▶ **AIM**:
Below is a block of records; reproduce all of them exactly and leave out any pictures.

▶ **DATA SHOWN**:

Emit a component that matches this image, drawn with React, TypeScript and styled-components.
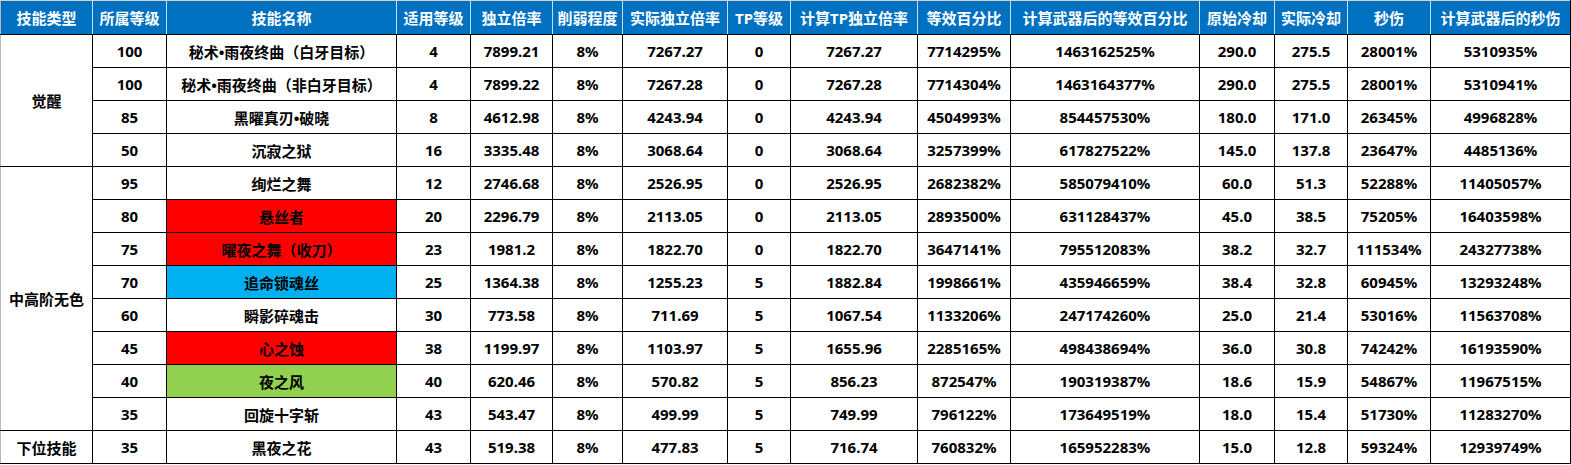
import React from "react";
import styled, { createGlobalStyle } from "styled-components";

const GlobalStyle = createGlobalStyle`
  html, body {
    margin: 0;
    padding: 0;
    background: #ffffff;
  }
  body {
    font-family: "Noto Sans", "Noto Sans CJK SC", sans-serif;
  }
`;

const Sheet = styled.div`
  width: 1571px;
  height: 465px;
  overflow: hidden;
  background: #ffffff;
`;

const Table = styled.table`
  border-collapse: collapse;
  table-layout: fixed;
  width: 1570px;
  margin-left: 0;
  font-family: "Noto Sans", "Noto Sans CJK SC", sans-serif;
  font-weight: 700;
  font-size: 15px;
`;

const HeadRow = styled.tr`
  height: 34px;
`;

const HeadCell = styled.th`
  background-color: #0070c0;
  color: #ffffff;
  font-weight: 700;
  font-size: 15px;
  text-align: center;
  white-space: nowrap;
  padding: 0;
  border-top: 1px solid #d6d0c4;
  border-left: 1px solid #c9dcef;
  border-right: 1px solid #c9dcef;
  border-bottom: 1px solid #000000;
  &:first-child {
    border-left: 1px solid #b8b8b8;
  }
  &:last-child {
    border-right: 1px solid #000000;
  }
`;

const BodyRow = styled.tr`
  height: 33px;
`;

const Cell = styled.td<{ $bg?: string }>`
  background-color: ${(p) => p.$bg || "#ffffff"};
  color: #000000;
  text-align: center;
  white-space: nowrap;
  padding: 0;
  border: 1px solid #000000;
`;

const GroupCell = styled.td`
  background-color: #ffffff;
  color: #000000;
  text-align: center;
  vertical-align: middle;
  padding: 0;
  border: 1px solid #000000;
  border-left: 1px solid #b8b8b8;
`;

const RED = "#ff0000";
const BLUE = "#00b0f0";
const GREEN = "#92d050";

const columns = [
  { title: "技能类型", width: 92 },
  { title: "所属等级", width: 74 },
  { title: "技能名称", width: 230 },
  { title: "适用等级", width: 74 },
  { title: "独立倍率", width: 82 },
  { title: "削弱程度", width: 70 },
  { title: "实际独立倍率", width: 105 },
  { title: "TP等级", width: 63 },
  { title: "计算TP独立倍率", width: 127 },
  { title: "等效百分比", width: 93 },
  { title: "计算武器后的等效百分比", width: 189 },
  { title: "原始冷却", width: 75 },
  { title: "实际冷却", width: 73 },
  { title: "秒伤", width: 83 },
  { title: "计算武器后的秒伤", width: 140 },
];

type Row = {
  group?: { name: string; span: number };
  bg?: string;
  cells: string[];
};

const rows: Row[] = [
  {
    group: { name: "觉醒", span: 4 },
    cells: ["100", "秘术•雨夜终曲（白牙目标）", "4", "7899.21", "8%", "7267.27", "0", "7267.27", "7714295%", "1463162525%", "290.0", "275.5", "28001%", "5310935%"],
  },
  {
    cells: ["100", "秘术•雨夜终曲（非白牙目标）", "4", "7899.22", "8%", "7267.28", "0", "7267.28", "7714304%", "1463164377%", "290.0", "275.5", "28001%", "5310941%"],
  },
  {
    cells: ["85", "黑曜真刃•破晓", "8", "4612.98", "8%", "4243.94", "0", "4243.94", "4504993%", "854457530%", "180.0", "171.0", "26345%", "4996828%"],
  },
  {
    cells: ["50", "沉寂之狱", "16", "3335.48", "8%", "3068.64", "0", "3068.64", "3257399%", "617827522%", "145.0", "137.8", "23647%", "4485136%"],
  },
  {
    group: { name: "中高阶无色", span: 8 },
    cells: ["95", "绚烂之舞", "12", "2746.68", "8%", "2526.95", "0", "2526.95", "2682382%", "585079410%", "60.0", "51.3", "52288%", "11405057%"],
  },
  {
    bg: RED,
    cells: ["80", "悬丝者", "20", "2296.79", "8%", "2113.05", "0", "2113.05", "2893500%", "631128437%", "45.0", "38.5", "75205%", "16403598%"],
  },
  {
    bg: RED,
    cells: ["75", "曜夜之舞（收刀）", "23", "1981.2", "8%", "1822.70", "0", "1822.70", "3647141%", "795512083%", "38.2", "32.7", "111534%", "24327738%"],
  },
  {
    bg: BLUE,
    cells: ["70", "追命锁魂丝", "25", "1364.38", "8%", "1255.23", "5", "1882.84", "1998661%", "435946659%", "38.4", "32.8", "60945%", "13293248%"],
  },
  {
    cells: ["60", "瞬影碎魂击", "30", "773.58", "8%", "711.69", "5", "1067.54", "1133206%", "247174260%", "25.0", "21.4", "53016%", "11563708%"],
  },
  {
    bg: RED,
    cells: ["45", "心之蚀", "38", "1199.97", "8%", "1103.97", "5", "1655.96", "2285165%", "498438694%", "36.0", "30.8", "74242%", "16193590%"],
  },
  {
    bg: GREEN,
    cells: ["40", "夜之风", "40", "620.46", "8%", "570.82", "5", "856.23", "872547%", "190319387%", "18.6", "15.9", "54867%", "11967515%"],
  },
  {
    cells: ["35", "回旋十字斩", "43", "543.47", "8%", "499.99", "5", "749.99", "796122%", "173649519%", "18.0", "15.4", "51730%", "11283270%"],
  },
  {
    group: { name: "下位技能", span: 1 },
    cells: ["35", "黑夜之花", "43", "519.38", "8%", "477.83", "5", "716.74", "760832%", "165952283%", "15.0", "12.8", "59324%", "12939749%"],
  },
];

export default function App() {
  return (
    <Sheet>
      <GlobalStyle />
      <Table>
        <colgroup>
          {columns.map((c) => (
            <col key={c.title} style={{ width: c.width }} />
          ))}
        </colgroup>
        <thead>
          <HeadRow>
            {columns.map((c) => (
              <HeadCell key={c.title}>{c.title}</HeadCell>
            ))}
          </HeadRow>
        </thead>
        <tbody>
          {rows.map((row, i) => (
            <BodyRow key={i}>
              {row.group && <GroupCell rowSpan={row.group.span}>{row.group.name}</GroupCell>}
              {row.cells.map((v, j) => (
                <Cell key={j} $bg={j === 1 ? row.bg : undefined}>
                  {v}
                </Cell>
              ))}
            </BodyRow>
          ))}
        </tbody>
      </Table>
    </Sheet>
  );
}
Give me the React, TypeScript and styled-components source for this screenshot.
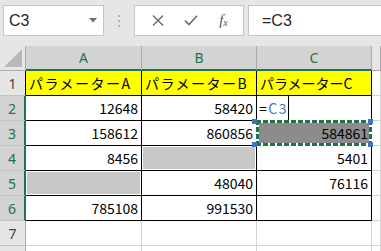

▶ **ANSWER TO THE EXERCISE**:
Emit a component that matches this image, drawn with React, TypeScript and styled-components.
import React from "react";
import styled, { createGlobalStyle } from "styled-components";

const GlobalStyle = createGlobalStyle`
  html, body {
    margin: 0;
    padding: 0;
    background: #ffffff;
  }
  body {
    font-family: "Noto Sans", "Noto Sans CJK SC", sans-serif;
  }
`;

const Sheet = styled.div`
  width: 1571px;
  height: 465px;
  overflow: hidden;
  background: #ffffff;
`;

const Table = styled.table`
  border-collapse: collapse;
  table-layout: fixed;
  width: 1570px;
  margin-left: 0;
  font-family: "Noto Sans", "Noto Sans CJK SC", sans-serif;
  font-weight: 700;
  font-size: 15px;
`;

const HeadRow = styled.tr`
  height: 34px;
`;

const HeadCell = styled.th`
  background-color: #0070c0;
  color: #ffffff;
  font-weight: 700;
  font-size: 15px;
  text-align: center;
  white-space: nowrap;
  padding: 0;
  border-top: 1px solid #d6d0c4;
  border-left: 1px solid #c9dcef;
  border-right: 1px solid #c9dcef;
  border-bottom: 1px solid #000000;
  &:first-child {
    border-left: 1px solid #b8b8b8;
  }
  &:last-child {
    border-right: 1px solid #000000;
  }
`;

const BodyRow = styled.tr`
  height: 33px;
`;

const Cell = styled.td<{ $bg?: string }>`
  background-color: ${(p) => p.$bg || "#ffffff"};
  color: #000000;
  text-align: center;
  white-space: nowrap;
  padding: 0;
  border: 1px solid #000000;
`;

const GroupCell = styled.td`
  background-color: #ffffff;
  color: #000000;
  text-align: center;
  vertical-align: middle;
  padding: 0;
  border: 1px solid #000000;
  border-left: 1px solid #b8b8b8;
`;

const RED = "#ff0000";
const BLUE = "#00b0f0";
const GREEN = "#92d050";

const columns = [
  { title: "技能类型", width: 92 },
  { title: "所属等级", width: 74 },
  { title: "技能名称", width: 230 },
  { title: "适用等级", width: 74 },
  { title: "独立倍率", width: 82 },
  { title: "削弱程度", width: 70 },
  { title: "实际独立倍率", width: 105 },
  { title: "TP等级", width: 63 },
  { title: "计算TP独立倍率", width: 127 },
  { title: "等效百分比", width: 93 },
  { title: "计算武器后的等效百分比", width: 189 },
  { title: "原始冷却", width: 75 },
  { title: "实际冷却", width: 73 },
  { title: "秒伤", width: 83 },
  { title: "计算武器后的秒伤", width: 140 },
];

type Row = {
  group?: { name: string; span: number };
  bg?: string;
  cells: string[];
};

const rows: Row[] = [
  {
    group: { name: "觉醒", span: 4 },
    cells: ["100", "秘术•雨夜终曲（白牙目标）", "4", "7899.21", "8%", "7267.27", "0", "7267.27", "7714295%", "1463162525%", "290.0", "275.5", "28001%", "5310935%"],
  },
  {
    cells: ["100", "秘术•雨夜终曲（非白牙目标）", "4", "7899.22", "8%", "7267.28", "0", "7267.28", "7714304%", "1463164377%", "290.0", "275.5", "28001%", "5310941%"],
  },
  {
    cells: ["85", "黑曜真刃•破晓", "8", "4612.98", "8%", "4243.94", "0", "4243.94", "4504993%", "854457530%", "180.0", "171.0", "26345%", "4996828%"],
  },
  {
    cells: ["50", "沉寂之狱", "16", "3335.48", "8%", "3068.64", "0", "3068.64", "3257399%", "617827522%", "145.0", "137.8", "23647%", "4485136%"],
  },
  {
    group: { name: "中高阶无色", span: 8 },
    cells: ["95", "绚烂之舞", "12", "2746.68", "8%", "2526.95", "0", "2526.95", "2682382%", "585079410%", "60.0", "51.3", "52288%", "11405057%"],
  },
  {
    bg: RED,
    cells: ["80", "悬丝者", "20", "2296.79", "8%", "2113.05", "0", "2113.05", "2893500%", "631128437%", "45.0", "38.5", "75205%", "16403598%"],
  },
  {
    bg: RED,
    cells: ["75", "曜夜之舞（收刀）", "23", "1981.2", "8%", "1822.70", "0", "1822.70", "3647141%", "795512083%", "38.2", "32.7", "111534%", "24327738%"],
  },
  {
    bg: BLUE,
    cells: ["70", "追命锁魂丝", "25", "1364.38", "8%", "1255.23", "5", "1882.84", "1998661%", "435946659%", "38.4", "32.8", "60945%", "13293248%"],
  },
  {
    cells: ["60", "瞬影碎魂击", "30", "773.58", "8%", "711.69", "5", "1067.54", "1133206%", "247174260%", "25.0", "21.4", "53016%", "11563708%"],
  },
  {
    bg: RED,
    cells: ["45", "心之蚀", "38", "1199.97", "8%", "1103.97", "5", "1655.96", "2285165%", "498438694%", "36.0", "30.8", "74242%", "16193590%"],
  },
  {
    bg: GREEN,
    cells: ["40", "夜之风", "40", "620.46", "8%", "570.82", "5", "856.23", "872547%", "190319387%", "18.6", "15.9", "54867%", "11967515%"],
  },
  {
    cells: ["35", "回旋十字斩", "43", "543.47", "8%", "499.99", "5", "749.99", "796122%", "173649519%", "18.0", "15.4", "51730%", "11283270%"],
  },
  {
    group: { name: "下位技能", span: 1 },
    cells: ["35", "黑夜之花", "43", "519.38", "8%", "477.83", "5", "716.74", "760832%", "165952283%", "15.0", "12.8", "59324%", "12939749%"],
  },
];

export default function App() {
  return (
    <Sheet>
      <GlobalStyle />
      <Table>
        <colgroup>
          {columns.map((c) => (
            <col key={c.title} style={{ width: c.width }} />
          ))}
        </colgroup>
        <thead>
          <HeadRow>
            {columns.map((c) => (
              <HeadCell key={c.title}>{c.title}</HeadCell>
            ))}
          </HeadRow>
        </thead>
        <tbody>
          {rows.map((row, i) => (
            <BodyRow key={i}>
              {row.group && <GroupCell rowSpan={row.group.span}>{row.group.name}</GroupCell>}
              {row.cells.map((v, j) => (
                <Cell key={j} $bg={j === 1 ? row.bg : undefined}>
                  {v}
                </Cell>
              ))}
            </BodyRow>
          ))}
        </tbody>
      </Table>
    </Sheet>
  );
}
Give me the React, TypeScript and styled-components source for this screenshot.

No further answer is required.